Far-Usual5771@reddit (OP)
What do you mean, memory load? I already posted the commands — all my cards are nearly full with VRAM. If you're using a dense model rather than MoE, the moment you spill over from VRAM, performance will nosedive.
nicholas_the_furious@reddit
So in this case you're always spilling over, meaning that you have lots of model weights sitting in RAM and not only in VRAM. Something I noticed is, with my setup, that when I add a 3rd card and the models are only in VRAM I get a massive slowdown compared to 2 cards on Windows. When I spill into RAM that problem is irrelevant because the bottleneck is now RAM/CPU and not my GPU connectivity.
What I was asking was if you could try a model that you could fit 100% in the VRAM of your GPUs instead of spilling into RAM and see how the performance is between Linux and Windows.
Far-Usual5771@reddit (OP)
Here you need to figure out what’s causing the speed drop when you add a third card – maybe it’s weaker than the first two, or the layers are distributed incorrectly. By the way, if your GPUs are different, definitely use `CUDA_VISIBLE_DEVICES` – it lets you load the main layers onto the more powerful cards. If you don’t use tensor split, even PCIe Gen 3 x4 is enough for the model to work when split across GPUs.
I only tried one run with Qwen 3.6 35B (q8, KV cache f16, MTP). The pp speeds were identical at 3000. But I didn’t use it as an example because with MTP the tg (token generation) speeds jump all the time: first run 130, second 150, and the third one drops to 105.
nicholas_the_furious@reddit
All cards are the same (3090) and the drop happens no matter which PCIe orientation. They're all on CPU lanes and all at least PCIe 4.0 x4. I've tried everything except testing p2p drivers with Linux because I don't have a second SSD to try Linux out on at the moment.
It starts out fast and the. Slows down exponentially. I've been troubleshooting for months with everything I can think of.
Far-Usual5771@reddit (OP)
You don’t need a second SSD for Linux — just write the Ubuntu image to a USB flash drive, then during installation choose the option “Install alongside Windows” (I think that’s what it was called — sorry if that’s not exact). Then simply allocate a bit of space for Linux and see if the problem goes away there.
ea_man@reddit
There's no way that windows uses the same VRAM of a properly configured KDE or light deskotp system as LXQt as Linux.

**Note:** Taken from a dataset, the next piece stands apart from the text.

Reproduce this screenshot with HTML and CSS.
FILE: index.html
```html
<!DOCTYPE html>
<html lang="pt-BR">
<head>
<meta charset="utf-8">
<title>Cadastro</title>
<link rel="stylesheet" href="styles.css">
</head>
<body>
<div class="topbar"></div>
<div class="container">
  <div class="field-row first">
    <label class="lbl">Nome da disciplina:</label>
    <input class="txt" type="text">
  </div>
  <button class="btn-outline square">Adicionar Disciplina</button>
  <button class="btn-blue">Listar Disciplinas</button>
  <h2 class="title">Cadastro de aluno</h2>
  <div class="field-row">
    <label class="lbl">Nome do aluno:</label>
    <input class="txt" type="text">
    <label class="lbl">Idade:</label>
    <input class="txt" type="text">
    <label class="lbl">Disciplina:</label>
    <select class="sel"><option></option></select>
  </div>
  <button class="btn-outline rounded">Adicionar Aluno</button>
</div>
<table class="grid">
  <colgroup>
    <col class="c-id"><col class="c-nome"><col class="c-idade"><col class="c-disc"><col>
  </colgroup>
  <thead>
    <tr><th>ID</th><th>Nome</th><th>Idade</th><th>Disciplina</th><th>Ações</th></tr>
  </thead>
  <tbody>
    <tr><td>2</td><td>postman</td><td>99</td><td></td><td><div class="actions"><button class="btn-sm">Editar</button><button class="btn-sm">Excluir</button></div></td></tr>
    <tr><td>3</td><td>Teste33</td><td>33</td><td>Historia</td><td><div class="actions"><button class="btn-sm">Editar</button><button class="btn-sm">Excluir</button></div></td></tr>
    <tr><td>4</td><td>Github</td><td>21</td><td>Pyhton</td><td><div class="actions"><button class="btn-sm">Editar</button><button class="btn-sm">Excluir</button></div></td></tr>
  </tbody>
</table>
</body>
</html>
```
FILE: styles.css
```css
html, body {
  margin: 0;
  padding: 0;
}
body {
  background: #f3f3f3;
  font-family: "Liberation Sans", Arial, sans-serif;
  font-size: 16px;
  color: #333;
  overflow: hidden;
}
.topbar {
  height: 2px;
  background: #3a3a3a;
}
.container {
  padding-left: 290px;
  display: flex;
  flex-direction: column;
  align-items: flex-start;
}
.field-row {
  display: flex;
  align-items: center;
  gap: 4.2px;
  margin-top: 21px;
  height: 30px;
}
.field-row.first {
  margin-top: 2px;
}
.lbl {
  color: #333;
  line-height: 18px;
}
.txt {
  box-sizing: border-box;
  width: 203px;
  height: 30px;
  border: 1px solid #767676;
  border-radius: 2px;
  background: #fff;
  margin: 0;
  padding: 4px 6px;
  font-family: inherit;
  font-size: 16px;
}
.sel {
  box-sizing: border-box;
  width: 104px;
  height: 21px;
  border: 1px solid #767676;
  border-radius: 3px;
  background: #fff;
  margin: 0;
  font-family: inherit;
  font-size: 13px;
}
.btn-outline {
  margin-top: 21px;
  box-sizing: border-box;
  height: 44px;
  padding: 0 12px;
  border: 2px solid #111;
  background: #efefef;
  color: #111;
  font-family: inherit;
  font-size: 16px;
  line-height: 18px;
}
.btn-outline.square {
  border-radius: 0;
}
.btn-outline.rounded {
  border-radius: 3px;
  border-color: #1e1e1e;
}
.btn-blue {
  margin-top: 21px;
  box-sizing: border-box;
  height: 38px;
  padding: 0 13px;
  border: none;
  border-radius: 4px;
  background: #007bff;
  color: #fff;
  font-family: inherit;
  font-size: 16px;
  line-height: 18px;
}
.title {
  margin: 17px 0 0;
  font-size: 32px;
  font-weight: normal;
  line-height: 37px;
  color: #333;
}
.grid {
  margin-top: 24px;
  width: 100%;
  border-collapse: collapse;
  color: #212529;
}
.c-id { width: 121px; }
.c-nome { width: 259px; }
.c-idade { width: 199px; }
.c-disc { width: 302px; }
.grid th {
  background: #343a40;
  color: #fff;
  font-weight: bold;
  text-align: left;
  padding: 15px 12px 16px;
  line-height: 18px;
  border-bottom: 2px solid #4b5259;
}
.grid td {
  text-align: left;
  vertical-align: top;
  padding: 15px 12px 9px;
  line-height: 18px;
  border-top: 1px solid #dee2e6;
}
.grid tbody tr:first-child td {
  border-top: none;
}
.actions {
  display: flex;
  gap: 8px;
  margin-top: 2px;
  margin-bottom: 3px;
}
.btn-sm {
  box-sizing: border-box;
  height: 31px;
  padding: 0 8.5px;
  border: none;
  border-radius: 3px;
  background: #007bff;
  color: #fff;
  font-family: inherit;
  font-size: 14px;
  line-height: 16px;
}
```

I'm getting now 200MB of consumption on a LXQt running Firefox with youtube tabs and a bunches of shells, 50MB headless.
Far-Usual5771@reddit (OP)
And I'll repeat what I said in my earlier post. Will there be comparison tests with command descriptions that can be reproduced to see what's actually worth it? Because for a MoE model weighing 140 or even 200 GB, a difference of a couple hundred megabytes of VRAM is nothing.
ea_man@reddit
Sure: show us how much vram is that windows wasting for running desktop + firefox + shell.
I got here W11 IoT running on the same hardware as up there :
Far-Usual5771@reddit (OP)
And once again, people can’t read, don’t want to check, but still feel the need to voice their opinion without reading. Reddit being Reddit. But let me repeat, maybe this time it’ll actually be read: for a large model, your few hundred megabytes are completely useless. A single layer there weighs gigabytes, so there won’t be any difference.
ea_man@reddit
Dude, don't worry, we know how VRAM is important: just be a dove and post your VRAM usage instead of "fairy tales".

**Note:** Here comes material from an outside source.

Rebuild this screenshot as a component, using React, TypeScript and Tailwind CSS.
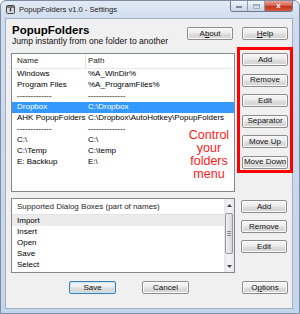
import type { ReactNode } from 'react';

const folders: [string, string][] = [
  ['Windows', '%A_WinDir%'],
  ['Program Files', '%A_ProgramFiles%'],
  ['-------------', '--------------'],
  ['Dropbox', 'C:\\Dropbox'],
  ['AHK PopupFolders', 'C:\\Dropbox\\AutoHotkey\\PopupFolders'],
  ['-------------', '--------------'],
  ['C:\\', 'C:\\'],
  ['C:\\Temp', 'C:\\temp'],
  ['E: Backkup', 'E:\\'],
];

const dialogs = ['Import', 'Insert', 'Open', 'Save', 'Select', 'Upload'];

function Btn({ children, className = '', primary = false }: { children: ReactNode; className?: string; primary?: boolean }) {
  return (
    <div
      className={`flex h-[13px] w-[46px] shrink-0 items-center justify-center rounded-[2px] border bg-[linear-gradient(#f6f6f6,#ececec_48%,#dedede_52%,#d2d2d2)] text-[8px] leading-none text-[#111] ${
        primary ? 'border-[#3c7fb1] shadow-[inset_0_0_0_1px_#c4e5f6]' : 'border-[#8c8c8c] shadow-[inset_0_0_0_1px_#fafafa]'
      } ${className}`}
    >
      {children}
    </div>
  );
}

function AppIcon() {
  return (
    <svg width="9" height="9" viewBox="0 0 9 9">
      <rect x="0.5" y="0.5" width="8" height="8" rx="1" fill="#d9d9d9" stroke="#444" />
      <rect x="1" y="1" width="7" height="2" fill="#7b7b7b" />
      <path d="M2.5 4.2 L4.5 4.2 L4.5 3.6 L6.5 4.8 L4.5 6 L4.5 5.4 L2.5 5.4 Z" fill="#333" transform="rotate(90 4.5 4.8)" />
    </svg>
  );
}

export default function App() {
  return (
    <div className="h-[314px] w-[300px] bg-white font-['Liberation_Sans',Arial,sans-serif] text-black">
      <div className="flex h-full w-full flex-col rounded-t-[6px] border border-[#7d8da4] bg-[linear-gradient(180deg,#e2eaf5_0px,#cfdced_18px,#c4d6eb_100%)]">
        {/* title bar */}
        <div className="flex h-[17px] shrink-0 items-center pl-[5px] pr-[6px]">
          <AppIcon />
          <span className="ml-[4px] text-[7.6px] leading-none text-[#1a1a1a]">PopupFolders v1.0 - Settings</span>
          <div className="ml-auto flex h-[11px] self-start overflow-hidden rounded-b-[3px] border border-t-0 border-[#6a7890]">
            <div className="flex w-[17px] items-end justify-center border-r border-[#8e9cb1] bg-[linear-gradient(#f1f5fa,#dbe4ef_50%,#cbd7e6)] pb-[3px]">
              <div className="h-[2px] w-[6px] border border-[#7d8898] bg-white" />
            </div>
            <div className="flex w-[17px] items-center justify-center border-r border-[#8e9cb1] bg-[linear-gradient(#f1f5fa,#dbe4ef_50%,#cbd7e6)]">
              <div className="h-[5px] w-[7px] border border-[#a4afbe] border-t-2" />
            </div>
            <div className="flex w-[27px] items-center justify-center bg-[linear-gradient(#e9a79b,#d4614f_45%,#c1351f_55%,#d65a3e)] text-[8px] font-bold leading-none text-white">
              x
            </div>
          </div>
        </div>

        {/* client area */}
        <div className="mb-[4px] ml-[4px] mr-[6px] flex flex-1 flex-col border border-[#9fb0c5] bg-[#f0f0f0] pl-[5px] pr-[4px]">
          <div className="flex h-[34px] shrink-0 justify-between">
            <div className="pl-[1px]">
              <div className="mt-[5px] text-[11.5px] font-bold leading-[12px]">PopupFolders</div>
              <div className="text-[8.6px] leading-[10px] text-[#111]">Jump instantly from one folder to another</div>
            </div>
            <div className="flex gap-[9px] pt-[8px]">
              <Btn className="h-[12px] w-[23px]">
                A<span className="underline">b</span>out
              </Btn>
              <Btn className="h-[12px]">
                <span className="underline">H</span>elp
              </Btn>
            </div>
          </div>

          {/* folders list */}
          <div className="flex h-[139px] shrink-0 items-start gap-[7px]">
            <div className="relative h-full w-[224px] overflow-hidden border border-[#828790] bg-white text-[8px] leading-none">
              <div className="flex h-[14.5px] items-center border-b border-[#e8e8e8] text-[#1e1e1e]">
                <div className="w-[73px] pl-[5px]">Name</div>
                <div className="h-full w-px bg-[#e3e3e3]" />
                <div className="pl-[2px]">Path</div>
              </div>
              {folders.map(([name, path], i) => (
                <div
                  key={i}
                  className={`flex h-[11px] items-center whitespace-nowrap ${i === 3 ? 'bg-[#3399ff] text-white' : ''}`}
                >
                  <div className="w-[76px] shrink-0 pl-[5px]">{name}</div>
                  <div>{path}</div>
                </div>
              ))}
              <div className="absolute left-[170px] top-[75px] w-[54px] text-center text-[12.5px] leading-[13px] text-[#ff1a1a]">
                Control your folders menu
              </div>
            </div>
            <div className="relative flex flex-col gap-[7.5px]">
              <div className="absolute -bottom-[4.5px] -left-[5px] -right-[5px] -top-[6px] border-[3px] border-[#ff0000]" />
              <Btn>Add</Btn>
              <Btn>Remove</Btn>
              <Btn>Edit</Btn>
              <Btn>Separator</Btn>
              <Btn>Move Up</Btn>
              <Btn>Move Down</Btn>
            </div>
          </div>

          {/* dialogs list */}
          <div className="mt-[6px] flex h-[75px] shrink-0 gap-[6px]">
            <div className="flex w-[224px] overflow-hidden border border-[#828790] bg-white text-[8px] leading-none">
              <div className="flex-1 overflow-hidden">
                <div className="flex h-[16px] items-center border-b border-[#e3e3e3] pl-[5px] text-[#1e1e1e]">
                  Supported Dialog Boxes (part of names)
                </div>
                {dialogs.map((d, i) => (
                  <div key={d} className={`flex h-[11px] items-center pl-[5px] ${i === 0 ? 'bg-[#ebebeb]' : ''}`}>
                    {d}
                  </div>
                ))}
              </div>
              <div className="flex w-[10px] flex-col bg-[linear-gradient(90deg,#e6e6e6,#f5f5f5_50%,#e6e6e6)]">
                <div className="flex h-[12px] items-center justify-center">
                  <svg width="5" height="3" viewBox="0 0 5 3">
                    <path d="M0 3 L2.5 0 L5 3 Z" fill="#444" />
                  </svg>
                </div>
                <div className="mx-[1px] mt-[2px] flex h-[41px] flex-col items-center justify-center gap-[1px] rounded-[2px] border border-[#9a9a9a] bg-[linear-gradient(90deg,#f3f3f3,#e3e3e3_50%,#d6d6d6)]">
                  <div className="h-px w-[4px] bg-[#8a8a8a]" />
                  <div className="h-px w-[4px] bg-[#8a8a8a]" />
                  <div className="h-px w-[4px] bg-[#8a8a8a]" />
                </div>
                <div className="mt-auto flex h-[12px] items-center justify-center">
                  <svg width="5" height="3" viewBox="0 0 5 3">
                    <path d="M0 0 L2.5 3 L5 0 Z" fill="#444" />
                  </svg>
                </div>
              </div>
            </div>
            <div className="flex flex-col gap-[7px] pt-[2px]">
              <Btn>Add</Btn>
              <Btn>Remove</Btn>
              <Btn>Edit</Btn>
            </div>
          </div>

          {/* bottom buttons */}
          <div className="mt-[8px] flex shrink-0">
            <Btn primary className="ml-[58px] w-[47px]">
              Save
            </Btn>
            <Btn className="ml-[26px] w-[47px]">Cancel</Btn>
            <Btn className="ml-auto">
              O<span className="underline">p</span>tions
            </Btn>
          </div>
        </div>
      </div>
    </div>
  );
}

Then maybe someone would take the time to tell you why it's important.
bastonpauls@reddit
My kde plasma uses 900 mb
ea_man@reddit
If that's what you like: good for you. I'd rather use those 780MB for context as I have just 16GB and I want to run dense models.
bastonpauls@reddit
I'm going to try to reduce VRAM usage; I only have 6GB of VRAM (GTX 1660).
sagiroth@reddit
You can squeeze much more context than windows and run headless. On cachy os I can ssh into systems, kill vram processes and have entire pool of vram available where on windows thats not really possible. Otherwise yeah performance shouldn't be affected
Far-Usual5771@reddit (OP)
And once again — will there be comparison tests with command descriptions that can be reproduced to see what's actually worth it? Because for a MoE model weighing 140 or even 200 GB, a difference of a couple hundred megabytes of VRAM is nothing.
sagiroth@reddit
Yeah on that scale then its not a problem at all. Speaking of fitting dense models so probably irrelevant then
Anbeeld@reddit
Well it's possible if you have iGPU.
sagiroth@reddit
You can do it without igpu. You can force software render . I either ro that or use another pc/laptop to connect to it
gladfelter@reddit
You're getting 6400mhz and stable system performance with four RAM sticks? What's your secret?
Far-Usual5771@reddit (OP)
As already answered, there are no secrets. A good motherboard, an Intel processor (because it handles memory much better), and a bit of time to dial in frequencies, voltages, timings, and run tests.
korino11@reddit
No any secters, just need a good motherboard with shielding on 12 levels
FormalAd7367@reddit
very interesting
Dependent-Guitar-473@reddit
thank you for the PC case photos, it helped 😅
Far-Usual5771@reddit (OP)
Added a photo of the internals — not sure why the emphasis on photos, but now there's a photo with the internals anyway.